Most of the incidents of false identifications by facial recognition technology (FRT) involve Black people. As such, the authors’ major focus is on race and ethnicity, but they also include gender-related studies within the broader context. Age is, for the most part, not in scope.
Having acknowledged the problem of potential bias in facial biometric systems, the paper notes that the issue has been formally incorporated into the evaluation frameworks of prominent initiatives. Specifically, the National Institute of Standards and Technology (NIST)’s Face Recognition Vendor Tests (FRVT) benchmarks have been pivotal. Since 2019, FRVT reports have incorporated analyses of demographic disparities, making them a key reference for assessing fairness in FR.
Other initiatives touching on bias include the Maryland Test Facility (MdTF) and the European Association for Biometrics (EAB), though at a smaller scale and scope compared to NIST. In the section analyzing the causes of varied performance in facial recognition systems, the categorization system encompasses factors such as imbalances in training datasets, variability in skin-tones, algorithmic sensitivity, image quality, related covariates, combined or intersectional factors, and soft attributes.
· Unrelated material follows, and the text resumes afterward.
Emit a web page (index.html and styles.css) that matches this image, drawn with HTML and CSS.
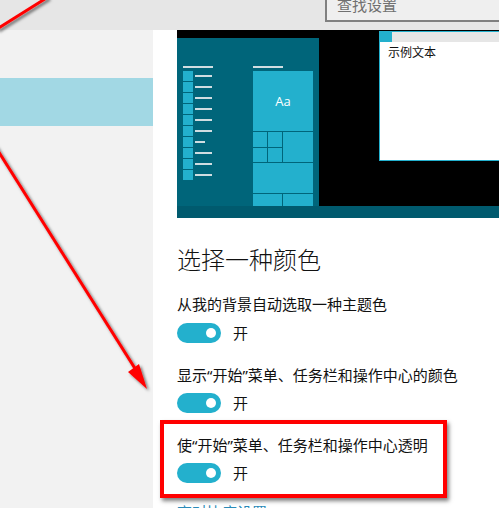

It stresses that biased decisions often result from a combination of factors in concert.
On skin tone, the paper references a 2019 report from the Biometric Technology Rally organized by MdTF, which notes how skin reflectance—the measurable amount of light reflected from the skin surface—is a better metric than “skin tone,” which refers to perceived skin color. Using systematic linear modeling, their study demonstrated that darker skin-tones were associated with longer transaction (processing overall pipeline) times and lower accuracy in biometric systems. Longer transaction times were primarily attributed to difficulties in the face detection or image acquisition stage under suboptimal lighting conditions.
Lower skin reflectance can reduce contrast, making it harder for detection algorithms to localize the face, thus increasing processing time. This dependency was found to vary substantially across systems, highlighting the important role of acquisition methods in determining the extent of performance differences. Regardless, the authors add the important note that, while many studies report that individuals with lighter skin tones tend to be recognized more accurately than those with darker skin-tones, there is no consistent consensus that skin tone is the primary driver of differences in FR performance across demographic groups.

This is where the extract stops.